• _TASK STATEMENT_
Transcribe each line of the material as it is, and drop any picture.

[DATASET SECTION start]

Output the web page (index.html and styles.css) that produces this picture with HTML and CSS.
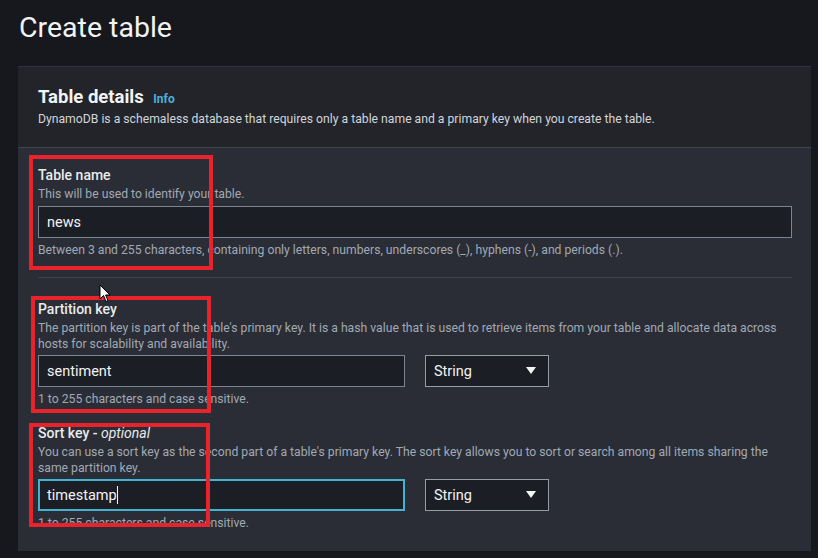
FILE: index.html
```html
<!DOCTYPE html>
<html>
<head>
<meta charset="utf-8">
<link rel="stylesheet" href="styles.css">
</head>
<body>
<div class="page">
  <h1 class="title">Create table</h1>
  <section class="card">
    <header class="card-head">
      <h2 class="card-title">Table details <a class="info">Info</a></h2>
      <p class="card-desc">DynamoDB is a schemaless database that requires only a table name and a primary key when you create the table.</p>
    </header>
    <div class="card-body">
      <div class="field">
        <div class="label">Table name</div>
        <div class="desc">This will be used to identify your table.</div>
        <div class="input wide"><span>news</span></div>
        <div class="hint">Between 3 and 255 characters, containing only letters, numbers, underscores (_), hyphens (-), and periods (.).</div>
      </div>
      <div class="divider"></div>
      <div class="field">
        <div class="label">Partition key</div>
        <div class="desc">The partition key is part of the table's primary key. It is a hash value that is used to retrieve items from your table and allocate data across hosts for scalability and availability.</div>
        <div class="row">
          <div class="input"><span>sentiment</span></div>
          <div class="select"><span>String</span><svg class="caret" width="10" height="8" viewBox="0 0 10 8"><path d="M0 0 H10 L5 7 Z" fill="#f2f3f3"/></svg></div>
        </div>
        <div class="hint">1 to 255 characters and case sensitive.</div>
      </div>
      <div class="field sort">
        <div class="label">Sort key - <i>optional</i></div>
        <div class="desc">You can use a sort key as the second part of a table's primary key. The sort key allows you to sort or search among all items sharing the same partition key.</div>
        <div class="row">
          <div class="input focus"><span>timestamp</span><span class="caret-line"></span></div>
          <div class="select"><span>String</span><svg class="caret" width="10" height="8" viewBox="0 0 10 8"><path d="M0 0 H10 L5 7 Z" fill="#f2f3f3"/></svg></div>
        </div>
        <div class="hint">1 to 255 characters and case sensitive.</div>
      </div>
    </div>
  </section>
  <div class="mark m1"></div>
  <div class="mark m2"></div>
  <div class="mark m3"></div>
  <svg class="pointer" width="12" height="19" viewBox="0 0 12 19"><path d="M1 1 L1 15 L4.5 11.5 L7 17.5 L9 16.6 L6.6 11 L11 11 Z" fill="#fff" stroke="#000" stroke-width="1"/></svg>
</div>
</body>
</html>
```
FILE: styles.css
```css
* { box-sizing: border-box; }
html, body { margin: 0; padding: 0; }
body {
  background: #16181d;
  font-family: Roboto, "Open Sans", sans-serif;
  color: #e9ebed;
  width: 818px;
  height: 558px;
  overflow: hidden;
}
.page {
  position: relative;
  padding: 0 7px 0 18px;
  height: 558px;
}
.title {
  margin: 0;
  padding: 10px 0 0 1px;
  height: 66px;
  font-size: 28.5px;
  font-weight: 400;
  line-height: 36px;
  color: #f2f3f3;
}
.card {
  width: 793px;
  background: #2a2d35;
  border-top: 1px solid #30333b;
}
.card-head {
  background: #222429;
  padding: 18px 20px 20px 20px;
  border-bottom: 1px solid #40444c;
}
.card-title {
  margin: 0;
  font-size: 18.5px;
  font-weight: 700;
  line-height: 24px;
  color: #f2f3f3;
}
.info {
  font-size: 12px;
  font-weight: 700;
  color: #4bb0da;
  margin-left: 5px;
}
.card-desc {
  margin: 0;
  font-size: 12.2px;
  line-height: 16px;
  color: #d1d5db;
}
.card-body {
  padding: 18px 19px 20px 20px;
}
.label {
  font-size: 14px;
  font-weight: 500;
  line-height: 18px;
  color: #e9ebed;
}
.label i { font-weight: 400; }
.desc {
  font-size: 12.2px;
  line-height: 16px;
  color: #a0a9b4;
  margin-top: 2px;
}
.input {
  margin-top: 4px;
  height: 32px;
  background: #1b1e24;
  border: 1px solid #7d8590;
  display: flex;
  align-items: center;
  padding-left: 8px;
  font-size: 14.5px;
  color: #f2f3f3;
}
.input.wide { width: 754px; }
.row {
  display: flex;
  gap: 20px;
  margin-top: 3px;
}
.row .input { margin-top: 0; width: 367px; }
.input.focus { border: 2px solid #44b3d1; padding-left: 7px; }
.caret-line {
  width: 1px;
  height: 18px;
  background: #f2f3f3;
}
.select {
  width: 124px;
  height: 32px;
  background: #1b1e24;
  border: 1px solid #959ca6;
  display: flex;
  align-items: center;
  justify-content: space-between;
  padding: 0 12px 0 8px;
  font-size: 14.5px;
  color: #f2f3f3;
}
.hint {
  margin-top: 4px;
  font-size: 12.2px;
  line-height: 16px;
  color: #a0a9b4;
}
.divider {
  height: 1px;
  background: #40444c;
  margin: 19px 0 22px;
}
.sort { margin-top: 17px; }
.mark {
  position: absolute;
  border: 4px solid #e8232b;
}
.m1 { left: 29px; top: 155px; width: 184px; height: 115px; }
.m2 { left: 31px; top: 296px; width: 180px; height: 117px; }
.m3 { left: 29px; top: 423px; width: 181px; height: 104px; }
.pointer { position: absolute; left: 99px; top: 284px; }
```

[DATASET SECTION end]

• _THE RESPONSE_
Output the web page (index.html and styles.css) that produces this picture with HTML and CSS.
FILE: index.html
```html
<!DOCTYPE html>
<html>
<head>
<meta charset="utf-8">
<link rel="stylesheet" href="styles.css">
</head>
<body>
<div class="page">
  <h1 class="title">Create table</h1>
  <section class="card">
    <header class="card-head">
      <h2 class="card-title">Table details <a class="info">Info</a></h2>
      <p class="card-desc">DynamoDB is a schemaless database that requires only a table name and a primary key when you create the table.</p>
    </header>
    <div class="card-body">
      <div class="field">
        <div class="label">Table name</div>
        <div class="desc">This will be used to identify your table.</div>
        <div class="input wide"><span>news</span></div>
        <div class="hint">Between 3 and 255 characters, containing only letters, numbers, underscores (_), hyphens (-), and periods (.).</div>
      </div>
      <div class="divider"></div>
      <div class="field">
        <div class="label">Partition key</div>
        <div class="desc">The partition key is part of the table's primary key. It is a hash value that is used to retrieve items from your table and allocate data across hosts for scalability and availability.</div>
        <div class="row">
          <div class="input"><span>sentiment</span></div>
          <div class="select"><span>String</span><svg class="caret" width="10" height="8" viewBox="0 0 10 8"><path d="M0 0 H10 L5 7 Z" fill="#f2f3f3"/></svg></div>
        </div>
        <div class="hint">1 to 255 characters and case sensitive.</div>
      </div>
      <div class="field sort">
        <div class="label">Sort key - <i>optional</i></div>
        <div class="desc">You can use a sort key as the second part of a table's primary key. The sort key allows you to sort or search among all items sharing the same partition key.</div>
        <div class="row">
          <div class="input focus"><span>timestamp</span><span class="caret-line"></span></div>
          <div class="select"><span>String</span><svg class="caret" width="10" height="8" viewBox="0 0 10 8"><path d="M0 0 H10 L5 7 Z" fill="#f2f3f3"/></svg></div>
        </div>
        <div class="hint">1 to 255 characters and case sensitive.</div>
      </div>
    </div>
  </section>
  <div class="mark m1"></div>
  <div class="mark m2"></div>
  <div class="mark m3"></div>
  <svg class="pointer" width="12" height="19" viewBox="0 0 12 19"><path d="M1 1 L1 15 L4.5 11.5 L7 17.5 L9 16.6 L6.6 11 L11 11 Z" fill="#fff" stroke="#000" stroke-width="1"/></svg>
</div>
</body>
</html>
```
FILE: styles.css
```css
* { box-sizing: border-box; }
html, body { margin: 0; padding: 0; }
body {
  background: #16181d;
  font-family: Roboto, "Open Sans", sans-serif;
  color: #e9ebed;
  width: 818px;
  height: 558px;
  overflow: hidden;
}
.page {
  position: relative;
  padding: 0 7px 0 18px;
  height: 558px;
}
.title {
  margin: 0;
  padding: 10px 0 0 1px;
  height: 66px;
  font-size: 28.5px;
  font-weight: 400;
  line-height: 36px;
  color: #f2f3f3;
}
.card {
  width: 793px;
  background: #2a2d35;
  border-top: 1px solid #30333b;
}
.card-head {
  background: #222429;
  padding: 18px 20px 20px 20px;
  border-bottom: 1px solid #40444c;
}
.card-title {
  margin: 0;
  font-size: 18.5px;
  font-weight: 700;
  line-height: 24px;
  color: #f2f3f3;
}
.info {
  font-size: 12px;
  font-weight: 700;
  color: #4bb0da;
  margin-left: 5px;
}
.card-desc {
  margin: 0;
  font-size: 12.2px;
  line-height: 16px;
  color: #d1d5db;
}
.card-body {
  padding: 18px 19px 20px 20px;
}
.label {
  font-size: 14px;
  font-weight: 500;
  line-height: 18px;
  color: #e9ebed;
}
.label i { font-weight: 400; }
.desc {
  font-size: 12.2px;
  line-height: 16px;
  color: #a0a9b4;
  margin-top: 2px;
}
.input {
  margin-top: 4px;
  height: 32px;
  background: #1b1e24;
  border: 1px solid #7d8590;
  display: flex;
  align-items: center;
  padding-left: 8px;
  font-size: 14.5px;
  color: #f2f3f3;
}
.input.wide { width: 754px; }
.row {
  display: flex;
  gap: 20px;
  margin-top: 3px;
}
.row .input { margin-top: 0; width: 367px; }
.input.focus { border: 2px solid #44b3d1; padding-left: 7px; }
.caret-line {
  width: 1px;
  height: 18px;
  background: #f2f3f3;
}
.select {
  width: 124px;
  height: 32px;
  background: #1b1e24;
  border: 1px solid #959ca6;
  display: flex;
  align-items: center;
  justify-content: space-between;
  padding: 0 12px 0 8px;
  font-size: 14.5px;
  color: #f2f3f3;
}
.hint {
  margin-top: 4px;
  font-size: 12.2px;
  line-height: 16px;
  color: #a0a9b4;
}
.divider {
  height: 1px;
  background: #40444c;
  margin: 19px 0 22px;
}
.sort { margin-top: 17px; }
.mark {
  position: absolute;
  border: 4px solid #e8232b;
}
.m1 { left: 29px; top: 155px; width: 184px; height: 115px; }
.m2 { left: 31px; top: 296px; width: 180px; height: 117px; }
.m3 { left: 29px; top: 423px; width: 181px; height: 104px; }
.pointer { position: absolute; left: 99px; top: 284px; }
```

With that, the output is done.